At a district meeting of drawing teachers two months ago, Abdul Latheef suggested to his colleagues that they not gift his daughter any expensive items, but spend their valuable time in creating paintings. They readily agreed.

While Hamna and Shareeq got married at her residence in Kuttiyadi, the 15 artists gave life to paintings in an adjacent hall.

“Our family has never been fond of gold and extravaganza. Generally, people conduct concerts and have live food counters at weddings, which is of no particular use,” Abdul Latheef said.

This was also a matter of curiosity for the guests who attended the wedding.

“What generally happens during a wedding is that the guests will start leaving once they are done eating. But here it was different. Most of them stayed till the end of the event, with children even demanding that their caricatures be drawn,” Abdul Latheef fondly remembers.

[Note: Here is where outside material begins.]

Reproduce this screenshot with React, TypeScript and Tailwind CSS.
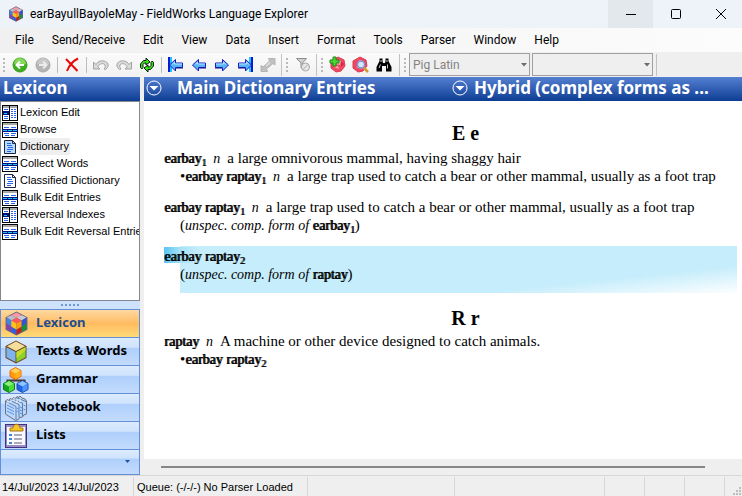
import type { ReactNode } from 'react';

const uiFont = 'font-[Roboto,sans-serif]';
const listFont = "font-['Liberation_Sans',Arial,sans-serif]";
const boldFont = "font-['Noto_Sans','Open_Sans',sans-serif]";
const bookFont = "font-['Liberation_Serif',serif]";

function Cubes({ size }: { size: number }) {
  return (
    <svg width={size} height={size} viewBox="0 0 24 24" aria-hidden="true">
      <path d="M12 .5 22.500 6v12L12 23.500 1.500 18V6z" fill="#6a6480" />
      <path d="M12 1.500 17 4l-5 2.500L7 4z" fill="#ff9aa0" />
      <path d="M7 4l5 2.500L7 9 2.500 6z" fill="#b9bccb" />
      <path d="M17 4l4.500 2L17 9l-5-2.500z" fill="#c8cad4" />
      <path d="M12 6.500 17 9l-5 3-5-3z" fill="#ff5a5a" />
      <path d="M2.500 6.500 7 9v6l-4.500-3z" fill="#3f86e8" />
      <path d="M7 9l5 3v6l-5-3z" fill="#ffc21a" />
      <path d="M12 12l5-3v6l-5 3z" fill="#ff9c10" />
      <path d="M17 9l4.500-2.500V12L17 15z" fill="#2e55d4" />
      <path d="M2.500 12 7 15v5l-4.500-2.500z" fill="#8c3fae" />
      <path d="M7 15l5 3v4.500L7 20z" fill="#2f62d9" />
      <path d="M12 18l5-3v5l-5 2.500z" fill="#c3201f" />
      <path d="M17 15l4.500-3v5.500L17 20z" fill="#159338" />
    </svg>
  );
}

function WordsIcon() {
  return (
    <svg width="24" height="26" viewBox="0 0 24 26" aria-hidden="true">
      <path d="M12 1.500 22.500 7v12L12 24.500 1.500 19V7z" fill="#6d4a28" />
      <path d="M12 2.500 21 7.200 12 12 3 7.200z" fill="#f7dd9a" />
      <path d="M2.500 8.200 11.500 13v10L2.500 18.300z" fill="#7db4ee" />
      <path d="M12.500 13l9-4.800v10.100l-9 4.900z" fill="#8bd32a" />
      <path d="M12.500 13l9-4.800v3l-9 8z" fill="#c6dc2b" />
    </svg>
  );
}

function GrammarIcon() {
  const hex = (x: number, y: number, top: string, left: string, right: string, edge: string) => (
    <g transform={`translate(${x} ${y})`}>
      <path d="M0-6 5.500-3v6L0 6-5.500 3v-6z" fill={left} stroke={edge} strokeLinejoin="round" />
      <path d="M0-5.500 5-2.800 0 0-5-2.800z" fill={top} />
      <path d="M0 0l5-2.800v5.600L0 5.500z" fill={right} />
    </g>
  );
  return (
    <svg width="26" height="26" viewBox="0 0 26 26" aria-hidden="true">
      <path d="M12.500 11v3M4.500 16v-2.500h17V16" fill="none" stroke="#4c3428" strokeWidth="2" />
      {hex(12.5, 6.5, '#ffd35a', '#ff9a10', '#ffb01c', '#f06a00')}
      {hex(6, 19.5, '#86f07a', '#14a51e', '#4fdc3a', '#0c7d18')}
      {hex(19.5, 19.5, '#90c4ff', '#1e62e0', '#4c96ff', '#1848b0')}
    </svg>
  );
}

function NotebookIcon() {
  return (
    <svg width="24" height="26" viewBox="0 0 24 26" aria-hidden="true">
      <path d="M1.500 6 3 4.500l2 1 1-2 2 1 1.500-2 2 1 1.500-2 2 1 1-1.500L18 3l3 1 1.500 2v13l-3 1-1 2-3 .5-1 2-3 1L1.500 19z" fill="#bcd8fb" stroke="#6c6f80" />
      <path d="M2 6.500l10 5V25M5 5l10 4.500v13M8.500 4l10 4v13M12 2.500l10 4" fill="none" stroke="#5f7ea9" />
      <path d="M3 10l7 3.500M3 13l7 3.500M3 16l7 3.500M16 12l2 1M16 15l2 1M16 18l2 1M13 13l1.500 1M13 16l1.500 1M19.500 10l2 1M19.500 14l2 1" stroke="#4f90ee" />
      <path d="M4 5.500v3M7 4.500v3M10 3v3M13 5v3M16 4v3" stroke="#f4f8ff" />
    </svg>
  );
}

function ListsIcon() {
  return (
    <svg width="24" height="26" viewBox="0 0 24 26" aria-hidden="true">
      <rect x="1.500" y="1.500" width="21" height="23" fill="#9a8cc8" stroke="#41307e" />
      <rect x="3" y="4" width="18" height="18" fill="#fbfbff" />
      <path d="M6 8V5h3c0-5 7-5 7 0h3v3z" fill="#f5c52c" stroke="#a3720c" />
      <path d="M5 11h3v2H5zM5 15h3v2H5zM5 19h3v2H5z" fill="#3d86dc" />
      <path d="M10 12h8M10 16h8M10 20h8" stroke="#8f92a8" strokeWidth="1.500" />
    </svg>
  );
}

function ColumnsIcon() {
  return (
    <svg width="16" height="16" viewBox="0 0 16 16" shapeRendering="crispEdges" aria-hidden="true">
      <path d="M0 0h16v16H0z" fill="#000" />
      <path d="M1 1h6v2H1zM8 1h7v2H8z" fill="#a9a9a9" />
      <path d="M1 3h6v12H1zM8 3h7v12H8z" fill="#fff" />
      <path d="M2 4h4v1H2zM2 11h4v1H2zM2 13h4v1H2zM9 4h2v1H9zM12 4h2v1h-2zM9 6h2v1H9zM12 6h2v1h-2zM9 8h2v1H9zM12 8h2v1h-2zM9 10h2v1H9zM12 10h2v1h-2zM9 12h2v1H9zM12 12h2v1h-2z" fill="#2a62f0" />
      <path d="M1 6h6v4H1z" fill="#00107c" />
      <path d="M2 8h3v1H2z" fill="#16c8f0" />
    </svg>
  );
}

function RowsIcon() {
  return (
    <svg width="16" height="16" viewBox="0 0 16 16" shapeRendering="crispEdges" aria-hidden="true">
      <path d="M0 0h16v16H0z" fill="#000" />
      <path d="M1 1h14v2H1z" fill="#a9a9a9" />
      <path d="M1 3h14v4H1zM1 10h14v5H1z" fill="#fff" />
      <path d="M2 5h5v1H2zM9 5h5v1H9zM2 11h5v1H2zM9 11h5v1H9zM3 13h4v1H3zM9 13h4v1H9z" fill="#2a62f0" />
      <path d="M0 7h16v3H0z" fill="#00107c" />
      <path d="M1 8h4v1H1zM6 8h4v1H6zM11 8h4v1h-4z" fill="#16c8f0" />
    </svg>
  );
}

function PageIcon({ shade }: { shade: string }) {
  return (
    <svg width="16" height="16" viewBox="0 0 16 16" aria-hidden="true">
      <path d="M2.500 1.500h8l3 3v10h-11z" fill={shade} stroke="#1c2440" />
      <path d="M10.500 1.500v3h3" fill="none" stroke="#1c2440" />
      <path d="M5 4.500h4M5 6.500h5M6 8.500h5M5 10.500h6M5 12.500h4" stroke="#2a62f0" />
    </svg>
  );
}

function Arrow({ left, bar }: { left?: boolean; bar?: boolean }) {
  return (
    <svg width="16" height="16" viewBox="0 0 16 16" aria-hidden="true">
      <g transform={left ? undefined : 'translate(16 0) scale(-1 1)'}>
        {bar && <path d="M0 0h2v15H0z" fill="#0a18d8" />}
        {bar && <path d="M2 0h2v15H2z" fill="#18c8f8" />}
        <path d="M1.500 8l6-5.500V6h7v4.500h-7V14z" fill="#58b4f8" stroke="#1a1cc0" strokeLinejoin="round" />
        <path d="M4 7.500 6.500 5.200V7H14" fill="none" stroke="#b4e4ff" />
        <path d="M8 11H15" stroke="#10108c" />
      </g>
    </svg>
  );
}

function RoundArrow({ forward }: { forward?: boolean }) {
  return (
    <svg width="16" height="16" viewBox="0 0 16 16" aria-hidden="true">
      <circle cx="8" cy="8" r="7" fill={forward ? '#b4b4b4' : '#3fae1c'} stroke={forward ? '#a8a8a8' : '#3c9c22'} />
      <path d="M2 7a6 6 0 0 1 12 0c-3 2-8-1-12 0z" fill={forward ? '#c8c8c8' : '#86d857'} />
      <path
        d={forward ? 'M4 8h7M8 4.500 11.500 8 8 11.500' : 'M12 8H5M8 4.500 4.500 8 8 11.500'}
        fill="none"
        stroke={forward ? '#ececec' : '#fff'}
        strokeWidth="2"
      />
    </svg>
  );
}

function DeleteIcon() {
  return (
    <svg width="16" height="16" viewBox="0 0 16 16" aria-hidden="true">
      <path d="M2 2l11.500 12M14 1.500C9 4 5 9 3 14" fill="none" stroke="#e80808" strokeWidth="2" />
    </svg>
  );
}

function Curve({ flip }: { flip?: boolean }) {
  return (
    <svg width="16" height="16" viewBox="0 0 16 16" aria-hidden="true">
      <g transform={flip ? 'translate(16 0) scale(-1 1)' : undefined}>
        <path d="M.5 5v7H7L4.800 9.800C6.500 6.500 10.500 5.500 12 8c.7 1.500 0 3-1 4l1.500.5c3.500-2.500 3.500-6.500 0-8C9 3 5 4 3 7.500z" fill="#dadada" stroke="#a2a2a2" />
      </g>
    </svg>
  );
}

function RefreshIcon() {
  return (
    <svg width="16" height="16" viewBox="0 0 16 16" aria-hidden="true">
      <g fill="#38e01c" stroke="#041c04" strokeLinejoin="round">
        <path d="M1.500 10.500V7L4.500 3.500H7V1l4 4-4 3V6H5.500L4 7.500v3L2.800 12z" />
        <path d="M14.500 5.500V9L11.500 12.500H9V15l-4-4 4-3v2h1.500L12 8.500v-3L13.200 4z" />
      </g>
    </svg>
  );
}

function LinkIcon() {
  return (
    <svg width="16" height="16" viewBox="0 0 16 16" aria-hidden="true">
      <path d="M8.500 1.500h6.500v6.500L13 6.500 6.500 12 7.500 14.500H1V8.500L3 10l6.500-6z" fill="#c0c0c0" stroke="#b4b4b4" />
      <path d="M6 9l4-3.500" stroke="#d8d8d8" strokeWidth="2" />
    </svg>
  );
}

function FilterIcon() {
  return (
    <svg width="16" height="16" viewBox="0 0 16 16" aria-hidden="true">
      <path d="M1.500 1.500h10L7.500 6v6L6 10.500V6z" fill="#cfcfcf" stroke="#8f8f8f" />
      <circle cx="10.500" cy="10" r="4" fill="#e8e8e8" stroke="#a6a6a6" />
      <path d="M8 12.500 13 7.500" stroke="#a6a6a6" />
    </svg>
  );
}

function Gem() {
  return (
    <>
      <path d="M9 1l6 3 1 6-4 5-5 1-5-4V5z" fill="#f04860" stroke="#d83c54" />
      <path d="M8 4l4 1-1 4-5-1zM5 11l4-1 1 3z" fill="#ffa4b2" />
      <path d="M12 5l3 3-3 3z" fill="#d02848" />
    </>
  );
}

function AddEntryIcon() {
  return (
    <svg width="17" height="17" viewBox="0 0 17 17" aria-hidden="true">
      <Gem />
      <path d="M4 1h3v3h3v3H7v3H4V7H1V4h3z" fill="#48d830" stroke="#1a8c1a" />
    </svg>
  );
}

function FindEntryIcon() {
  return (
    <svg width="17" height="17" viewBox="0 0 17 17" aria-hidden="true">
      <g transform="translate(-1 0)"><Gem /></g>
      <path d="M11.500 11.500 16 16" stroke="#d8982c" strokeWidth="2.500" />
      <circle cx="9" cy="8.500" r="3.500" fill="#d0eafe" stroke="#7c98d8" strokeWidth="1.500" />
    </svg>
  );
}

function BinocularsIcon() {
  return (
    <svg width="16" height="16" viewBox="0 0 16 16" aria-hidden="true">
      <path d="M3.500 1.500h3V4L7 6h2l.5-2V1.500h3V4L15.500 10v4.500H10V9H6v5.500H.5V10l3-6z" fill="#000" />
      <path d="M5 3v2M11 3v2M4.500 7.500 3 11M11.500 7.500v4" stroke="#fff" strokeWidth=".8" />
    </svg>
  );
}

function Grip() {
  return (
    <span className="flex w-2 shrink-0 flex-col items-center gap-[2px]" aria-hidden="true">
      <i className="size-[2px] bg-[#b9b9b9]" />
      <i className="size-[2px] bg-[#b9b9b9]" />
      <i className="size-[2px] bg-[#b9b9b9]" />
      <i className="size-[2px] bg-[#b9b9b9]" />
    </span>
  );
}

function Divider() {
  return <span className="mr-[2px] ml-[3px] h-4 w-px shrink-0 bg-[#bdbdbd]" aria-hidden="true" />;
}

function GroupEnd() {
  return <span className="mx-px h-[22px] w-px shrink-0 bg-[#c2c2c2]" aria-hidden="true" />;
}

function Tool({ label, children }: { label: string; children: ReactNode }) {
  return (
    <button type="button" aria-label={label} className="flex h-6 w-[23px] shrink-0 items-center justify-center">
      {children}
    </button>
  );
}

function Combo({ label, value }: { label: string; value: string }) {
  return (
    <span className="relative mr-[2px] block w-[121px] shrink-0">
      <select
        aria-label={label}
        defaultValue={value}
        className="block h-[23px] w-full appearance-none border border-[#a0a0a0] bg-[#efefef] px-[3px] text-[12px] leading-4 text-[#838383]"
      >
        <option>{value}</option>
      </select>
      <svg className="pointer-events-none absolute top-[10px] right-[3px]" width="6" height="4" viewBox="0 0 6 4" aria-hidden="true">
        <path d="M0 0h6L3 3.500z" fill="#6d6d6d" />
      </svg>
    </span>
  );
}

const menus = ['File', 'Send/Receive', 'Edit', 'View', 'Data', 'Insert', 'Format', 'Tools', 'Parser', 'Window', 'Help'];

const views = [
  { name: 'Lexicon Edit', icon: <ColumnsIcon /> },
  { name: 'Browse', icon: <RowsIcon /> },
  { name: 'Dictionary', icon: <PageIcon shade="#b5dcf8" />, current: true },
  { name: 'Collect Words', icon: <RowsIcon /> },
  { name: 'Classified Dictionary', icon: <PageIcon shade="#ffffff" /> },
  { name: 'Bulk Edit Entries', icon: <RowsIcon /> },
  { name: 'Reversal Indexes', icon: <ColumnsIcon /> },
  { name: 'Bulk Edit Reversal Entries', icon: <RowsIcon /> },
];

const areas = [
  { name: 'Lexicon', icon: <Cubes size={25} />, current: true },
  { name: 'Texts & Words', icon: <WordsIcon /> },
  { name: 'Grammar', icon: <GrammarIcon /> },
  { name: 'Notebook', icon: <NotebookIcon /> },
  { name: 'Lists', icon: <ListsIcon /> },
];

function DropCircle() {
  return (
    <svg width="16" height="16" viewBox="0 0 16 16" className="shrink-0" aria-hidden="true">
      <circle cx="8" cy="8" r="7" fill="none" stroke="#fff" />
      <path d="M3.500 6h9L8 10.500z" fill="#fff" />
    </svg>
  );
}

function Word({ children, n }: { children: string; n?: number }) {
  return (
    <b className="text-[14px] leading-none font-normal [text-shadow:1px_0_currentColor]">
      {children}
      {n && <span className="relative top-[3px] text-[10px] leading-none">{n}</span>}
    </b>
  );
}

function Sense({ children }: { children: string }) {
  return (
    <>
      <i className="mx-[7px] text-[14px] leading-none">n</i>
      {children}
    </>
  );
}

function FormOf({ children, n }: { children: string; n?: number }) {
  return (
    <p className="pl-4">
      (<i className="text-[14px] leading-none">unspec. comp. form of </i>
      <Word n={n}>{children}</Word>)
    </p>
  );
}

const trap = 'a large trap used to catch a bear or other mammal, usually as a foot trap';
const barFill = 'bg-linear-to-b from-[#5580d2] to-[#0b3d93]';

export default function App() {
  return (
    <div className={`flex h-screen flex-col overflow-hidden bg-[#efefef] text-[12px] text-black ${uiFont}`}>
      <header className="flex h-7 shrink-0 items-center bg-[#eef3f9] pl-2">
        <Cubes size={16} />
        <h1 className="ml-[6px] grow text-[12px]">earBayullBayoleMay - FieldWorks Language Explorer</h1>
        <button type="button" aria-label="Minimize" className="flex h-7 w-[45px] items-center justify-center bg-[#e3e8ed]">
          <svg width="10" height="10" viewBox="0 0 10 10"><path d="M0 5.500h10" stroke="#000" /></svg>
        </button>
        <button type="button" aria-label="Maximize" className="flex h-7 w-[46px] items-center justify-center">
          <svg width="10" height="10" viewBox="0 0 10 10"><rect x=".5" y=".5" width="9" height="9" rx="1" fill="none" stroke="#000" /></svg>
        </button>
        <button type="button" aria-label="Close" className="flex h-7 w-[43px] items-center justify-center">
          <svg width="10" height="10" viewBox="0 0 10 10"><path d="M0 0l10 10M10 0 0 10" stroke="#000" /></svg>
        </button>
      </header>

      <nav aria-label="Menu bar" className="flex h-6 shrink-0 items-center gap-[18px] bg-linear-to-r from-[#f0f0f0] to-[#fcfcfc] pl-[15px]">
        {menus.map((m) => (
          <button key={m} type="button">{m}</button>
        ))}
      </nav>

      <div role="toolbar" aria-label="Main toolbar" className="flex h-[25px] shrink-0 items-center">
        <div className="flex items-center bg-linear-to-b from-[#fbfbfb] to-[#f1f1f1]">
          <Grip />
          <Tool label="Back"><RoundArrow /></Tool>
          <Tool label="Forward"><RoundArrow forward /></Tool>
          <Divider />
          <Tool label="Delete"><DeleteIcon /></Tool>
          <Divider />
          <Tool label="Undo"><Curve /></Tool>
          <Tool label="Redo"><Curve flip /></Tool>
          <Tool label="Refresh"><RefreshIcon /></Tool>
          <Divider />
          <Tool label="First"><Arrow left bar /></Tool>
          <Tool label="Previous"><Arrow left /></Tool>
          <Tool label="Next"><Arrow /></Tool>
          <Tool label="Last"><Arrow bar /></Tool>
          <Tool label="Link"><LinkIcon /></Tool>
          <span className="w-px" />
          <GroupEnd />
          <Grip />
          <Tool label="Clear filter"><FilterIcon /></Tool>
          <span className="w-px" />
          <GroupEnd />
          <Grip />
          <Tool label="Add entry"><AddEntryIcon /></Tool>
          <Tool label="Find entry"><FindEntryIcon /></Tool>
          <Tool label="Find"><BinocularsIcon /></Tool>
          <span className="w-[3px]" />
          <GroupEnd />
          <Grip />
        </div>
        <Combo label="Writing system" value="Pig Latin" />
        <Combo label="Style" value="" />
        <GroupEnd />
      </div>

      <div className="flex min-h-0 grow gap-1">
        <aside className="flex w-[140px] shrink-0 flex-col">
          <h2 className={`h-6 shrink-0 pl-[3px] text-[17px] leading-[22px] font-bold text-white ${boldFont} ${barFill}`}>Lexicon</h2>
          <ul className={`min-h-0 grow overflow-hidden border border-[#828790] bg-white pt-[2px] pl-px text-[11px] ${listFont}`}>
            {views.map((v) => (
              <li key={v.name}>
                <button type="button" className="flex h-[17px] w-full items-center gap-px text-left whitespace-nowrap">
                  <span className="shrink-0">{v.icon}</span>
                  <span className={v.current ? 'bg-[#efefef] px-px leading-[17px]' : 'px-px leading-[17px]'}>{v.name}</span>
                </button>
              </li>
            ))}
          </ul>
          <div className="flex h-2 shrink-0 items-center justify-center gap-[2px] bg-[#cfe2fc]" aria-hidden="true">
            {[0, 1, 2, 3, 4].map((d) => (
              <i key={d} className="size-[2px] bg-[#6f97d6]" />
            ))}
          </div>
          <div className="shrink-0 border border-t-0 border-[#6390d4]">
            {areas.map((a) => (
              <button
                key={a.name}
                type="button"
                className={`flex h-7 w-full items-center border-t border-[#6390d4] pl-[2px] text-[13px] font-bold ${boldFont} ${
                  a.current
                    ? 'bg-linear-to-b from-[#ffd9a0] via-[#ffbb60] to-[#ffdb78] text-[#204d8e]'
                    : 'bg-[linear-gradient(#dcebfe_0%,#cfe3fd_35%,#aecffb_36%,#c3dbfd_100%)]'
                }`}
              >
                <span className="flex w-[26px] shrink-0 justify-center">{a.icon}</span>
                <span className="ml-[7px] pb-[2px] whitespace-nowrap">{a.name}</span>
              </button>
            ))}
            <div className="flex h-[25px] items-center justify-end border-t border-[#6390d4] bg-[linear-gradient(#dcebfe_0%,#cfe3fd_35%,#aecffb_36%,#c3dbfd_100%)] pr-[9px]">
              <button type="button" aria-label="Configure buttons">
                <svg width="5" height="4" viewBox="0 0 5 4"><path d="M0 0h5L2.500 3z" fill="#24509a" /></svg>
              </button>
            </div>
          </div>
        </aside>

        <main className="flex min-w-0 grow flex-col">
          <div className={`flex h-6 shrink-0 items-center pb-[2px] text-[17px] leading-[22px] font-bold text-white ${boldFont} ${barFill}`}>
            <button type="button" className="flex grow items-center gap-[15px] pl-[2px] whitespace-nowrap">
              <DropCircle />
              Main Dictionary Entries
            </button>
            <button type="button" className="flex w-[290px] shrink-0 items-center gap-[6px] whitespace-nowrap">
              <DropCircle />
              Hybrid (complex forms as ...
            </button>
          </div>

          <article className={`min-h-0 grow overflow-hidden bg-white pt-5 pr-[5px] pl-5 text-[15px] leading-[18px] whitespace-nowrap ${bookFont}`}>
            <h3 className="mb-1 pl-[30px] text-center text-[20px] leading-6 font-bold">E e</h3>
            <div className="mb-[13px]">
              <p><Word n={1}>earbay</Word><Sense>a large omnivorous mammal, having shaggy hair</Sense></p>
              <p className="pl-4"><b className="font-normal">•</b><Word n={1}>earbay raptay</Word><Sense>{trap}</Sense></p>
            </div>
            <div className="mb-[12px]">
              <p><Word n={1}>earbay raptay</Word><Sense>{trap}</Sense></p>
              <FormOf n={1}>earbay</FormOf>
            </div>
            <div className="mb-[13px] pt-px pb-[10px] [background:linear-gradient(90deg,#58c4f1,#a6e1f8)_0_1px/16px_16px_no-repeat,linear-gradient(90deg,#a6e1f8,transparent)_16px_1px/20px_16px_no-repeat,linear-gradient(174deg,#c6edfb_73%,#fff_100%)_16px_0/100%_100%_no-repeat]">
              <p><Word n={2}>earbay raptay</Word></p>
              <FormOf>raptay</FormOf>
            </div>
            <h3 className="mb-[2px] pl-[30px] text-center text-[20px] leading-6 font-bold">R r</h3>
            <div>
              <p><Word>raptay</Word><Sense>A machine or other device designed to catch animals.</Sense></p>
              <p className="pl-4"><b className="font-normal">•</b><Word n={2}>earbay raptay</Word></p>
            </div>
          </article>

          <div className="flex h-4 shrink-0 items-center pr-[37px] pl-[17px]">
            <div className="h-[2px] grow bg-[#868686]" />
          </div>
        </main>
      </div>

      <footer className={`flex h-[21px] shrink-0 items-stretch border-t border-[#d7d7d7] pt-px text-[11px] leading-5 whitespace-nowrap ${listFont}`}>
        <span className="w-[134px] shrink-0 border-r border-[#d7d7d7] pl-[2px]">14/Jul/2023 14/Jul/2023</span>
        <span className="w-[174px] shrink-0 border-r border-[#d7d7d7] pl-[3px]">Queue: (-/-/-) No Parser Loaded</span>
        <span className="w-[147px] shrink-0 border-r border-[#d7d7d7]" />
        <span className="grow border-r border-[#d7d7d7]" />
        <span className="w-10 border-r border-[#d7d7d7]" />
        <span className="w-10 border-r border-[#d7d7d7]" />
        <span className="w-10 border-r border-[#d7d7d7]" />
        <span className="flex w-[17px] items-end justify-end">
          <svg width="10" height="10" viewBox="0 0 10 10" aria-hidden="true">
            <path d="M7 1h2v2H7zM7 4h2v2H7zM4 4h2v2H4zM7 7h2v2H7zM4 7h2v2H4zM1 7h2v2H1z" fill="#bdbdbd" />
          </svg>
        </span>
      </footer>
    </div>
  );
}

If you think this is an isolated instance, wait till you hear about Sahla Nechiyil and Anees Nadodi, who made news a few months back for their unconventional wedding ceremony. 

Sahla, a native of Malappuram, demanded that she be given 50 books as mehr instead of demanding gold or money, as is the convention. And her demand was fulfilled. 

Their wedding day was just another day for the two of them, with the couple opting for normal clothes over expensive wedding attire and gold ornaments. 

“Both of us were very clear from the outset itself that neither of us wanted to be trapped in the confines of a conventional marriage. Once married, society will expect the usual stuff from us, as in living together at all costs, sacrificing one’s own interests for the other’s good…so on and so forth. We however refuse to be tied down by such unrealistic expectations, as both of us cherish our own dreams which we hope to fulfil down the line,” Sahla had told The News Minute. 

Breaking conventions needn’t be restricted to ditching gold ornaments and extravaganza. It can be that and much more. 

The story of Sruthi Krishna and Ramnath, a married couple from Alappuzha is one such, reports The Indian Express. Though ditching gold and opting for a register marriage was part of the plan, Sruthi insisted that equality was the order of the day. So, she invited Sheetal Shyam- a transgender activist- to attend the wedding and be the main witness to their marriage. 

All the witnesses (on paper) for their wedding were women from their families, who would otherwise not play a significant role, thanks to patriarchy.